IBM's fourth-quarter earnings per share could be 15 cents
to 20 cents below the $1.24 reported in the last quarter of
1998. That would put profits at between $1.04 and $1.09 a share
-- 20 percent below the $1.33 consensus Wall Street analysts
had forecast before his comments.
"As we look toward the fourth quarter, the slowdown in
high-end servers, remains an issue," Doug Maine, IBM's chief
financial officer, told Wall Street analysts in a conference
call after the release of its third-quarter earnings report.
He predicted the traditional end-of-year jump in sales of
certain large hardware systems would not occur this year as
customers focus instead on fixing older equipment to avert
potential Year 2000 software glitches.
"Many (customers) will hold back on building on these
applications until they get through the millennium," he said.

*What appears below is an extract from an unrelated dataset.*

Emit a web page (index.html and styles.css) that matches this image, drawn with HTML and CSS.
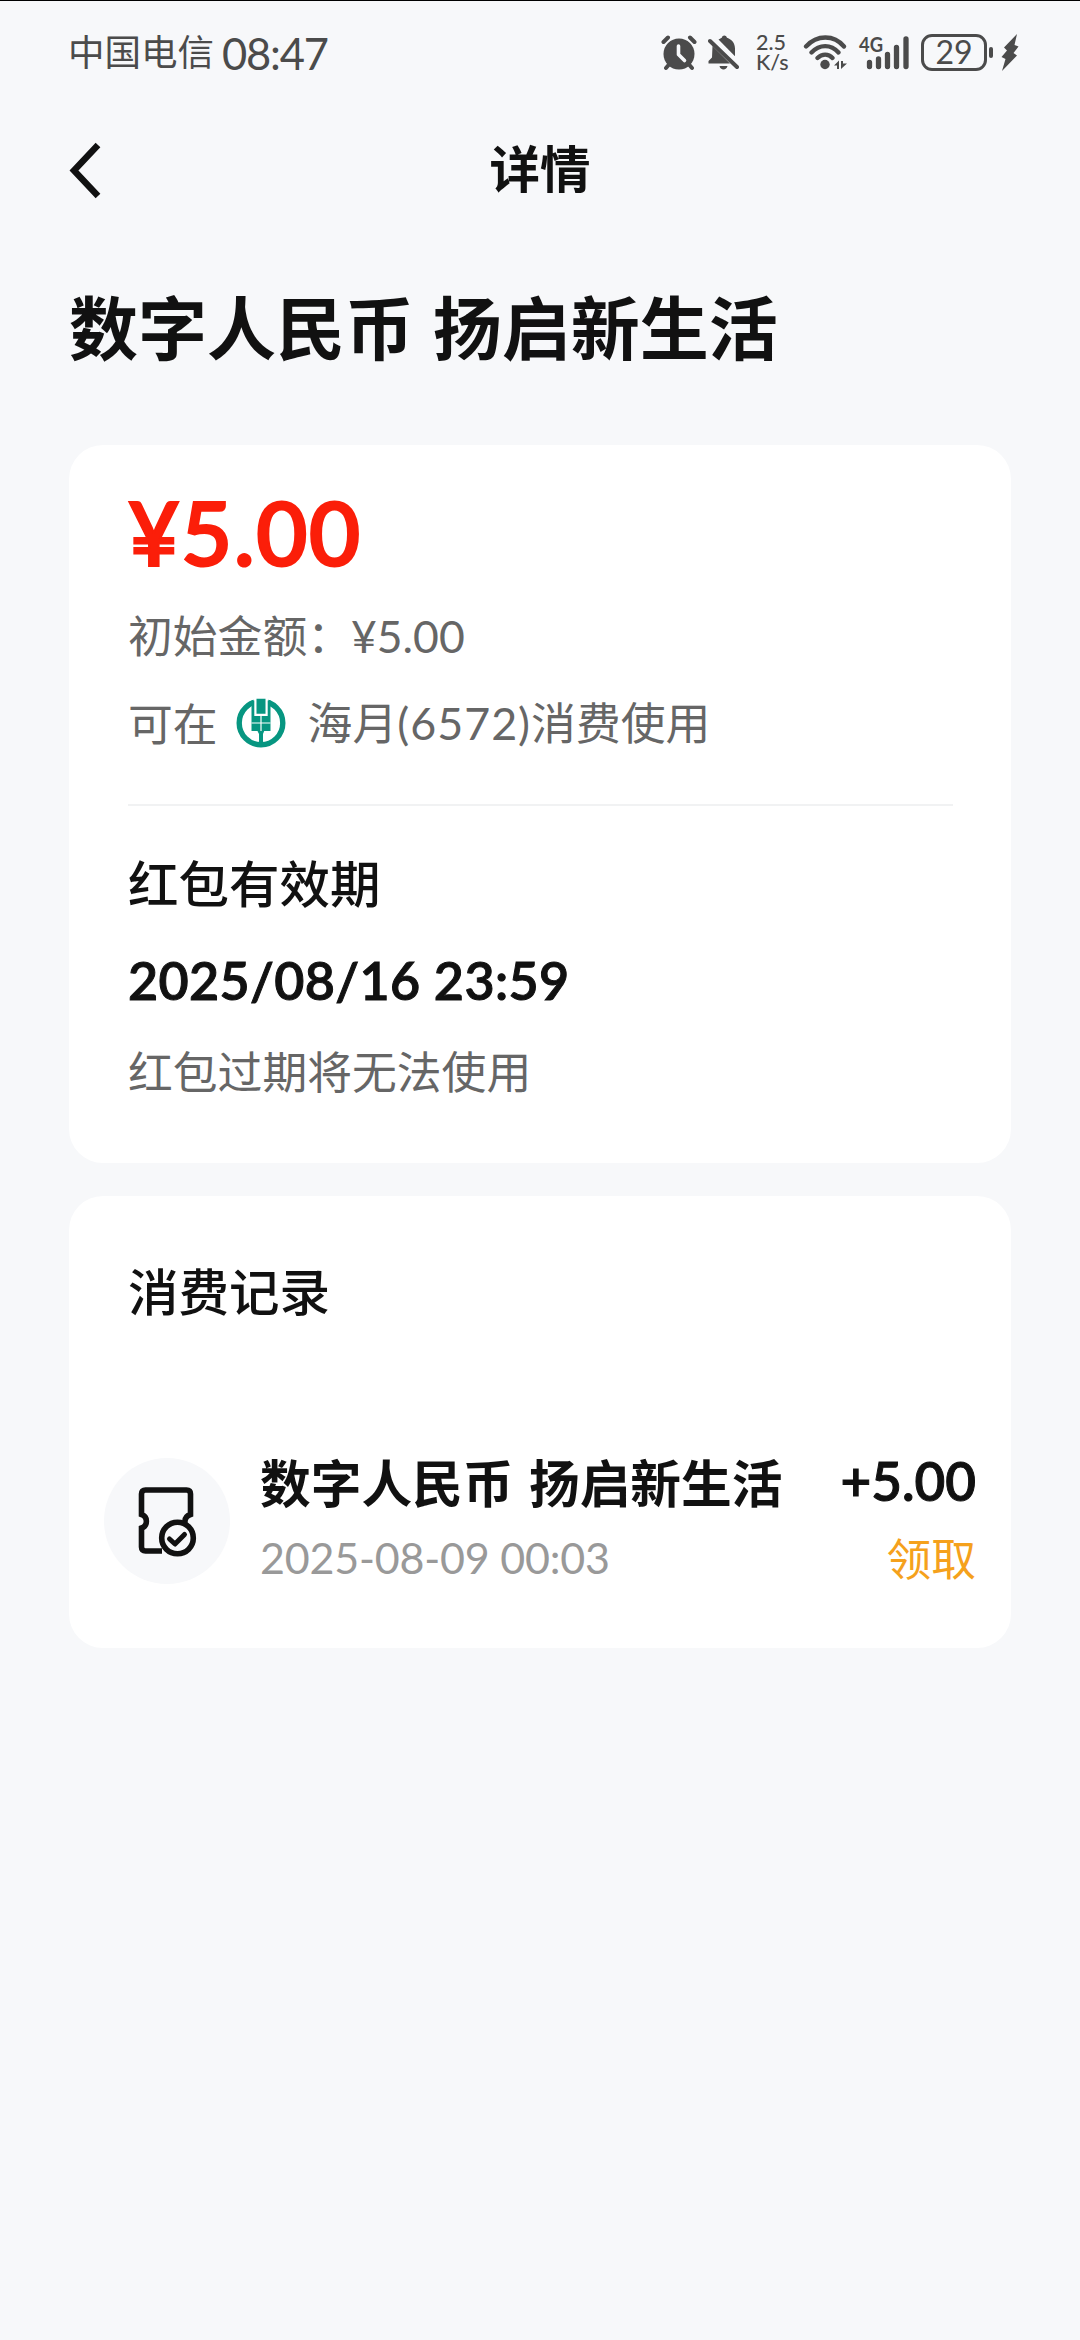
FILE: index.html
```html
<!DOCTYPE html>
<html lang="zh-CN">
<head>
<meta charset="utf-8">
<title>详情</title>
<link rel="stylesheet" href="styles.css">
</head>
<body>
<div class="screen">
  <div class="status">
    <span class="carrier">中国电信</span>
    <span class="clock num">08:47</span>
    <div class="indicators">
      <svg class="alarm" width="36" height="36" viewBox="0 0 36 36">
        <g fill="none" stroke="currentColor" stroke-width="4" stroke-linecap="round"><path d="M2.5 7 7 2.5M33.500 7 29 2.500M8 29.500 5 33M28 29.500 31 33"/></g>
        <circle cx="18" cy="19" r="15.500" fill="currentColor"/>
        <path d="M17.500 11v8.500l6 6" fill="none" stroke="#f7f8fa" stroke-width="3.600" stroke-linecap="round" stroke-linejoin="round"/>
      </svg>
      <svg class="bell" width="32" height="36" viewBox="0 0 32 36">
        <path fill="currentColor" d="M10.500 4.500C12 3.500 13 3 13.800 2.700 14.500-.300 18-.300 19 2.700c5 1.700 8 5.500 8 11v7.500ZM4.500 11 22 28.500H.500v-2.500l3.500-3.500ZM11.500 31h8c-.7 4.600-7.300 4.600-8 0Z"/>
        <path d="M2 6 29 32" stroke="currentColor" stroke-width="4" stroke-linecap="round"/>
      </svg>
      <span class="speed num"><span>2.5</span><span>K/s</span></span>
      <svg class="wifi" width="46" height="36" viewBox="0 0 46 36">
        <g fill="none" stroke="currentColor" stroke-width="4.300" stroke-linecap="round"><path d="M3 11.500C14-.500 31-.500 41 11.500M8.500 17.500C16.500 9 28 9 35.500 17.500M14.500 23C19 18.500 25.500 18.500 29.500 23"/></g>
        <circle cx="22" cy="29.500" r="4.700" fill="currentColor"/>
        <path fill="currentColor" d="M31 30.500 36 25.500v8.500h-2v-3.500ZM38 26h2v2.500h4L38 34Z"/>
      </svg>
      <svg class="signal" width="52" height="36" viewBox="0 0 52 36">
        <text class="gen" x="0" y="17" textLength="24" lengthAdjust="spacingAndGlyphs">4G</text>
        <g stroke="currentColor" stroke-width="5.300" stroke-linecap="round"><path d="M10.500 27.500v4M19.500 24v7.500M28.500 19.500v12M37.500 12.500v19M47 4v27.500"/></g>
      </svg>
      <span class="battery num">29</span>
      <span class="cap"></span>
      <svg class="bolt" width="18" height="38" viewBox="0 0 18 38"><path fill="currentColor" d="M16 0 3 13.500 6 16.500 .5 23 4.500 25 1 37 16 21.500 12.500 19 17.500 12.500 13.500 11Z"/></svg>
    </div>
  </div>

  <header class="nav">
    <svg class="back" width="36" height="58" viewBox="0 0 36 58"><path d="M29 3 5 28.500 29 54" fill="none" stroke="currentColor" stroke-width="6.500"/></svg>
    <span class="nav-title">详情</span>
  </header>

  <h1 class="title">数字人民币 扬启新生活</h1>

  <section class="card summary">
    <div class="amount num">¥5.00</div>
    <div class="line initial">初始金额：<span class="num initial-value">¥5.00</span></div>
    <div class="line usable">
      <span>可在</span>
      <svg class="bank" width="50" height="50" viewBox="0 0 50 50">
        <circle cx="25" cy="25" r="21.800" fill="none" stroke="#079681" stroke-width="5.400"/>
        <path fill="#fff" d="M17.500 0h15v12h-15Z"/>
        <path fill="#079681" d="M20.500.800h9v15h-9ZM15.500 2.500h2.800V18h13.400V2.500h2.800V33H28.200L27 36v11h-4V36L21.500 33h-6Z"/>
        <path d="M25 17v16M15.500 25h19" stroke="#fff" stroke-width="1.200"/>
      </svg>
      <span>海月<span class="num card-no">(6572)</span>消费使用</span>
    </div>
    <div class="divider"></div>
    <div class="heading">红包有效期</div>
    <div class="deadline num">2025/08/16 23:59</div>
    <div class="line note">红包过期将无法使用</div>
  </section>

  <section class="card records">
    <div class="heading">消费记录</div>
    <div class="record">
      <div class="record-icon">
        <svg width="60" height="72" viewBox="0 0 60 72">
          <g fill="none" stroke="currentColor" stroke-width="5.600">
            <path d="M25 66H8.500Q4.500 66 4.500 62V43C11 41 11 31.500 4.500 29.500V9Q4.500 5 8.500 5H49.500Q53.500 5 53.500 9V29.500C49 31 47.500 34 48 38"/>
            <circle cx="40.500" cy="53" r="15.800"/>
            <path d="M32.500 54 38 59 47.500 49.500" stroke-width="5" stroke-linecap="round" stroke-linejoin="round"/>
          </g>
        </svg>
      </div>
      <div class="record-main">
        <div class="record-title">数字人民币 扬启新生活</div>
        <div class="record-date num">2025-08-09 00:03</div>
      </div>
      <div class="record-side">
        <div class="record-amount num">+5.00</div>
        <div class="record-kind">领取</div>
      </div>
    </div>
  </section>
</div>
</body>
</html>
```
FILE: styles.css
```css
* { box-sizing: border-box; }
body {
  margin: 0;
  background: #f7f8fa;
  color: #111;
  font-family: "Noto Sans CJK SC", sans-serif;
}
.screen {
  width: 1080px;
  height: 2340px;
  border-top: 1px solid #000;
  overflow: hidden;
}
.num { font-family: Lato, "Noto Sans CJK SC", sans-serif; }

.status {
  display: flex;
  align-items: center;
  height: 103px;
  padding-left: 68px;
  color: #4b4b4b;
  white-space: nowrap;
}
.carrier { margin-bottom: 4px; font-size: 36.500px; line-height: 52px; }
.clock { width: 110px; margin-left: 8px; font-size: 43.500px; line-height: 52px; letter-spacing: -1.200px; }
.indicators { display: flex; align-items: center; width: 359px; margin-left: auto; margin-right: 60px; }
.indicators svg, .battery, .cap { flex: none; }
.bell { margin-left: 11px; }
.speed {
  display: flex;
  flex-direction: column;
  gap: 1px;
  width: 34px;
  margin-left: 16px;
  font-size: 21.500px;
  font-weight: 500;
  line-height: 19px;
}
.wifi { margin-left: 13px; }
.signal { margin-left: 10px; overflow: visible; }
.gen { font: 700 20px Lato, sans-serif; fill: currentColor; }
.battery {
  width: 66px;
  height: 37px;
  margin-left: 10px;
  border: 3px solid;
  border-radius: 11px;
  font-size: 32px;
  line-height: 29px;
  text-align: center;
}
.cap { width: 4px; height: 11px; margin-left: 2px; border-radius: 2px; background: currentColor; }
.bolt { margin-left: 8px; }

.nav {
  display: grid;
  grid-template-columns: 180px 1fr 180px;
  align-items: center;
  height: 134px;
}
.back { margin-left: 69px; }
.nav-title { margin-bottom: 10px; font-size: 50.500px; font-weight: 700; line-height: 60px; text-align: center; }

.title {
  margin: 45px 0 0 69px;
  font-size: 69px;
  font-weight: 700;
  line-height: 84px;
  word-spacing: 3px;
  white-space: nowrap;
}

.card {
  margin: 0 69px;
  padding: 0 58px 0 59px;
  border-radius: 34px;
  background: #fff;
}
.summary { height: 718px; margin-top: 78px; padding-top: 35px; }
.amount { height: 104px; font-size: 89px; font-weight: 600; line-height: 104px; letter-spacing: 1.200px; color: #fb1e09; -webkit-text-stroke: 2px currentColor; }
.line { height: 60px; font-size: 44.800px; line-height: 60px; color: #666; white-space: nowrap; }
.initial { margin-top: 20px; }
.initial-value { margin-left: -1px; font-size: 44.500px; }
.usable { display: flex; align-items: center; margin-top: 28px; }
.usable > span { margin-bottom: 1px; }
.bank { margin: 1px 22px 0 18px; }
.card-no { letter-spacing: 1px; }
.divider { height: 2px; margin-top: 52px; background: #f1f2f3; }
.heading { height: 64px; font-size: 50.500px; font-weight: 500; line-height: 64px; }
.summary .heading { margin-top: 43px; }
.deadline { height: 60px; margin-top: 37px; font-size: 52px; font-weight: 600; line-height: 60px; letter-spacing: .35px; white-space: nowrap; -webkit-text-stroke: 1px currentColor; }
.note { margin-top: 30px; }

.records { height: 452px; margin-top: 33px; padding: 61px 35px 0 35px; }
.records .heading { padding-left: 24px; }
.record { display: flex; height: 127px; margin-top: 137px; }
.record-icon {
  display: flex;
  align-items: center;
  justify-content: center;
  width: 126px;
  height: 126px;
  border-radius: 50%;
  background: #f7f8fa;
}
.record-main { flex: 1; margin: -3px 0 0 30px; white-space: nowrap; }
.record-title { height: 52px; font-size: 50.700px; font-weight: 700; line-height: 52px; word-spacing: 4px; }
.record-date { height: 50px; margin-top: 26px; font-size: 43px; line-height: 50px; letter-spacing: -.2px; color: #999; }
.record-side { text-align: right; }
.record-amount { height: 52px; font-size: 53px; font-weight: 600; line-height: 46px; -webkit-text-stroke: 1px currentColor; }
.record-kind { height: 50px; margin-top: 22px; font-size: 44.800px; line-height: 50px; color: #f5a11c; }
```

"There were some that bought ahead, and others that delayed
starts" on installing new IBM software and machinery.
He said IBM's profits for the first quarter of year 2000
could be flat or slightly lower than its first-quarter 1999
profit of 78 cents a share -- which would put the earnings well
below the 90 cents a share forecast by analysts surveyed by
First Call/Thomson Financial.
Even so, IBM urged analysts to stand firm on their
estimates for the remaining quarters of 2000, when customers
should return to their normal buying patterns.
"Once we get past these lingering Year 2000 effects, we
should see an acceleration of demand as customers resume more
normal buying patterns," he said.
"We see the pickup in the first quarter, but returning to
normal trends in the second," he added, noting that company
expects to deliver revenue growth in the high single-digit
range for the full year.
Afterward, in an interview, Maine told Reuters that he did
not expect IBM to make up the first-quarter shortfall during
the subsequent three quarters. "That's not to say we can or
can't," Maine said, noting the difficulty of predicting any
rebound in customer spending several quarters ahead.
Maine said IBM's difficulties in the upcoming quarters were
concentrated in the finance and insurance industries, where the
mainframe computer maker has a disproportionate market share
compared with other computer companies.
"Year 2000 is particularly acute to us, being so heavily
weighted in these markets," Maine said of how many of these
customers have locked down spending on new computer systems
while they fix their older mainframes and related systems.
In its third-quarter, net income grew to $1.8 billion, or
93 cents per diluted share, which included a gain of 3 cents
per share from various purchases and sales of assets. Excluding
the gain, earnings matched expectations, but revenue growth of
5 percent was shy of analysts' targets.
Investors dumped shares of IBM in after-hours trading
sending them nearly $14 lower to $99, from the regular session
close of $112-3/4. The stock had traded a little over $6 higher
in regular-session trading in anticipation of better results.